Short exercise: Sift the material for lines containing "styles", and return them.
· · · · ·
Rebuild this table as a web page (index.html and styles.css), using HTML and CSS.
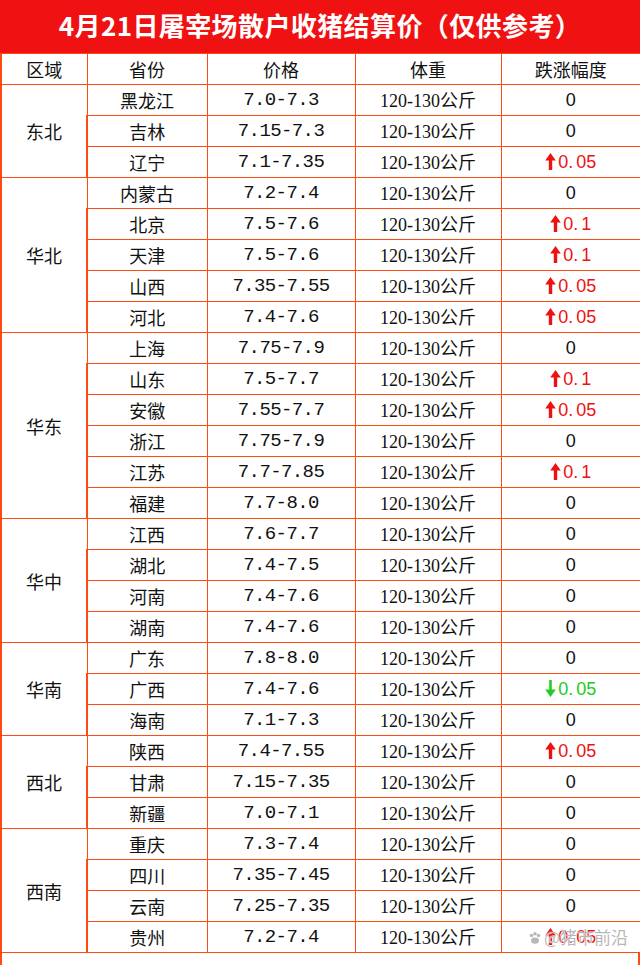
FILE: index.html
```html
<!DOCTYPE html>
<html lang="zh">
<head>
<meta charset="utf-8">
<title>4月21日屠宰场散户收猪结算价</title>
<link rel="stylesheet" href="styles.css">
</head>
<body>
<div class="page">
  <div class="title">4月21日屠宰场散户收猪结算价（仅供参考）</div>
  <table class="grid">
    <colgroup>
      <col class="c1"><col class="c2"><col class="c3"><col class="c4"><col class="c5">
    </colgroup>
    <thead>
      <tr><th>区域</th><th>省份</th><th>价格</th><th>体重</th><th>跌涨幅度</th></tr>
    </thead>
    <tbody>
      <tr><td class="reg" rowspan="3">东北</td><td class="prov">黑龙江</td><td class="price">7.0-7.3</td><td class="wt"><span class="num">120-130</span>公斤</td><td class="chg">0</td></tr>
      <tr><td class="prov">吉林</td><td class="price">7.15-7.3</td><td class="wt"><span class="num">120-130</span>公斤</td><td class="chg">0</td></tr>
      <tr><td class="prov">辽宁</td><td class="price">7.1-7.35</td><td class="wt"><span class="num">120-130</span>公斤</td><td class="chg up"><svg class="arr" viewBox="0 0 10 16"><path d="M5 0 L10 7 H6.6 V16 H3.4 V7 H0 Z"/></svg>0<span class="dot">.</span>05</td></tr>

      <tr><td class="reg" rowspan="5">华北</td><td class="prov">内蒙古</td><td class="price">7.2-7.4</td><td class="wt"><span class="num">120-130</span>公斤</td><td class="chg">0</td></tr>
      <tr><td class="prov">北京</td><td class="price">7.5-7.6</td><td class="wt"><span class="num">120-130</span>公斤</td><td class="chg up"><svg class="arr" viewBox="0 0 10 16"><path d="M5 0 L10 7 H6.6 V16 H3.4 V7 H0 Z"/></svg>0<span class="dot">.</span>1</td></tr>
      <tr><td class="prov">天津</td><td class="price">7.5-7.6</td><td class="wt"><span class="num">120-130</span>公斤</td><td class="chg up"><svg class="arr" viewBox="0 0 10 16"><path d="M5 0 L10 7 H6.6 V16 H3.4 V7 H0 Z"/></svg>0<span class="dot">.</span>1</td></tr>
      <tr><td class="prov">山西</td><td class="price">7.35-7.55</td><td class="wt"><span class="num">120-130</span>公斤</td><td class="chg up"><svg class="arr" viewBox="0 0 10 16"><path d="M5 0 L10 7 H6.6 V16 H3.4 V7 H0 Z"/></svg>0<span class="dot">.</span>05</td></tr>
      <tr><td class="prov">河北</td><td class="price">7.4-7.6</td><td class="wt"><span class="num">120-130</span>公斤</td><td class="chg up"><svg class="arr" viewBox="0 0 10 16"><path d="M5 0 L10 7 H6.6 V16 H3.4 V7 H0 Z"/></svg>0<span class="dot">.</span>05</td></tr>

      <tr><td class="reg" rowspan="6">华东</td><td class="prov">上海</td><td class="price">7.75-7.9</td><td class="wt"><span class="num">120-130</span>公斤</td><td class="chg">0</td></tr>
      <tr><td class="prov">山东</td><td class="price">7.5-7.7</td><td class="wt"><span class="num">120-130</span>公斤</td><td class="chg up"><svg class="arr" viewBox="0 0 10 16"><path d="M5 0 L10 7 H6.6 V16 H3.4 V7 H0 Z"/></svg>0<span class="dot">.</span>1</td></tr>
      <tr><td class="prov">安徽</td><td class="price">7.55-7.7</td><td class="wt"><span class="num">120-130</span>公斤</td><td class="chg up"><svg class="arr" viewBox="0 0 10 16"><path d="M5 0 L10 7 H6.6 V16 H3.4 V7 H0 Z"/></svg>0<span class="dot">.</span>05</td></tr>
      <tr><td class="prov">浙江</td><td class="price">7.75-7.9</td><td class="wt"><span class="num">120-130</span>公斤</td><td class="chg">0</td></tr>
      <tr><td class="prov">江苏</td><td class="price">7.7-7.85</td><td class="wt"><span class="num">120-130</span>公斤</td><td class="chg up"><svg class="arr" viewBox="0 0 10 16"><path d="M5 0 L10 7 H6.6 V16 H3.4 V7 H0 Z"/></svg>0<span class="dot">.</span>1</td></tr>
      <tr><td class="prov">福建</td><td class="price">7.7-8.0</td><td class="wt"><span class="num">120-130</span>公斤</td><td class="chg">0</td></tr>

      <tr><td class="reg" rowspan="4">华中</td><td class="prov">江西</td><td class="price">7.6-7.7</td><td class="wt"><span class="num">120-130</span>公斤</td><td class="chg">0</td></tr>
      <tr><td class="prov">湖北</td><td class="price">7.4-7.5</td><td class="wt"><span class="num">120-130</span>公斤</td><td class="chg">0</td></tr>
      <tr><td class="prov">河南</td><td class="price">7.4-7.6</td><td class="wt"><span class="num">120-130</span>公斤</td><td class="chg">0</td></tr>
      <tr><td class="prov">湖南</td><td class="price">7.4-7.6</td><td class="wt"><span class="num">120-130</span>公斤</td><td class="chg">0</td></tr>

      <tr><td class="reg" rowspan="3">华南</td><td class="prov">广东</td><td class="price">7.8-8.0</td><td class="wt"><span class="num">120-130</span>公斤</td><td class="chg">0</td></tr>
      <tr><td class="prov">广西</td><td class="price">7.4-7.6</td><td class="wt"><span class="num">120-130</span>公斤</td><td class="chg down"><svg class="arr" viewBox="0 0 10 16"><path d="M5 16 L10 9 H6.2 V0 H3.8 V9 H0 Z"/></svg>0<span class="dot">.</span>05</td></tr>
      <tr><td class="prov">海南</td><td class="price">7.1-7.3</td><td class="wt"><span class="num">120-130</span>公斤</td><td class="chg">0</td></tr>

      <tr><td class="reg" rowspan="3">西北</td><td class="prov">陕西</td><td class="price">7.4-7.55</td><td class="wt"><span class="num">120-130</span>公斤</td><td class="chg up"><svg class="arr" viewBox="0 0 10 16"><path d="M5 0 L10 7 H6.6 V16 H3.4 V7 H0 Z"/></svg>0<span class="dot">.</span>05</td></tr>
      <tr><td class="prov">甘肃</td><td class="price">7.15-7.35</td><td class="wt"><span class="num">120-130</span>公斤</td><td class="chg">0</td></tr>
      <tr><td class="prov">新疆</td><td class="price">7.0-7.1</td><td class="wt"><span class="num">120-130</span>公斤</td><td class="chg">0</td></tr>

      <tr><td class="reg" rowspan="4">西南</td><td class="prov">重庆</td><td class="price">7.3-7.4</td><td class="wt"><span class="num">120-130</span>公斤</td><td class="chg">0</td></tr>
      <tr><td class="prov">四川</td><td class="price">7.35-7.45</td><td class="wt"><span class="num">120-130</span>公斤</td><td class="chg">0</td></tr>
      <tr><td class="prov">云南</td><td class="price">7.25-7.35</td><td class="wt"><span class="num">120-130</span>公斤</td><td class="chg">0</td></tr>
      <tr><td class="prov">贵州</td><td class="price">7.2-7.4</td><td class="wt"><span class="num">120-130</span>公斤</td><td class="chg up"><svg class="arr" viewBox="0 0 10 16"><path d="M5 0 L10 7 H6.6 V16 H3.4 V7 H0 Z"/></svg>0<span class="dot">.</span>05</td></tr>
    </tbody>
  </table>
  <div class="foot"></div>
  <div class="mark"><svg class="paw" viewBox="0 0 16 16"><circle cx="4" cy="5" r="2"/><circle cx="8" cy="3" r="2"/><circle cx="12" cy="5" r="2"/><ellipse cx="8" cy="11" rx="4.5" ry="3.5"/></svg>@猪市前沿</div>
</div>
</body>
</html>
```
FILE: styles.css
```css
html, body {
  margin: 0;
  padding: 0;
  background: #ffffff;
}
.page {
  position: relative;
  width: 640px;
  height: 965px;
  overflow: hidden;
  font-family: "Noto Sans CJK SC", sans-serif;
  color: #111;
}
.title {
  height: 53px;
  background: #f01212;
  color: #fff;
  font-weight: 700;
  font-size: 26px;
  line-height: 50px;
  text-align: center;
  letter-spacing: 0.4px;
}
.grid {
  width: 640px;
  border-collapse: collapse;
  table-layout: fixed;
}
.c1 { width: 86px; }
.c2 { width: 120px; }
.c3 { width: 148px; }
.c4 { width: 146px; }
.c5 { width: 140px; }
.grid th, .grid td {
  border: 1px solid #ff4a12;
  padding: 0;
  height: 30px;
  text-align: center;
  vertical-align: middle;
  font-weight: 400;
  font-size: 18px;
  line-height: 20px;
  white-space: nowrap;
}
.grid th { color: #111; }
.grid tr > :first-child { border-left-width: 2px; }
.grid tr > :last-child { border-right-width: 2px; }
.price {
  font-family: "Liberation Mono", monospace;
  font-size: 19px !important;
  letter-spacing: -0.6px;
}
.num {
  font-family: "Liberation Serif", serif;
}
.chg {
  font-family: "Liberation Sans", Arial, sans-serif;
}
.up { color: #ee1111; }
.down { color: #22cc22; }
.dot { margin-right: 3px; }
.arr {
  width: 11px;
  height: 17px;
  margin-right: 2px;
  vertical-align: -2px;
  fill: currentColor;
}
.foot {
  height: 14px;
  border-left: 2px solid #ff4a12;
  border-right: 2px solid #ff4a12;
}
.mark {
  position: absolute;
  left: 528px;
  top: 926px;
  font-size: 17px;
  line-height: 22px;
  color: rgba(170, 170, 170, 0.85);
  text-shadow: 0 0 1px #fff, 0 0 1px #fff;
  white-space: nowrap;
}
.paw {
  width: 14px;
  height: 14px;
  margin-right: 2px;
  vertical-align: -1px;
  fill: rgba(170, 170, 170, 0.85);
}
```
· · · · ·
Task answer:
Rebuild this table as a web page (index.html and styles.css), using HTML and CSS.
<link rel="stylesheet" href="styles.css">
FILE: styles.css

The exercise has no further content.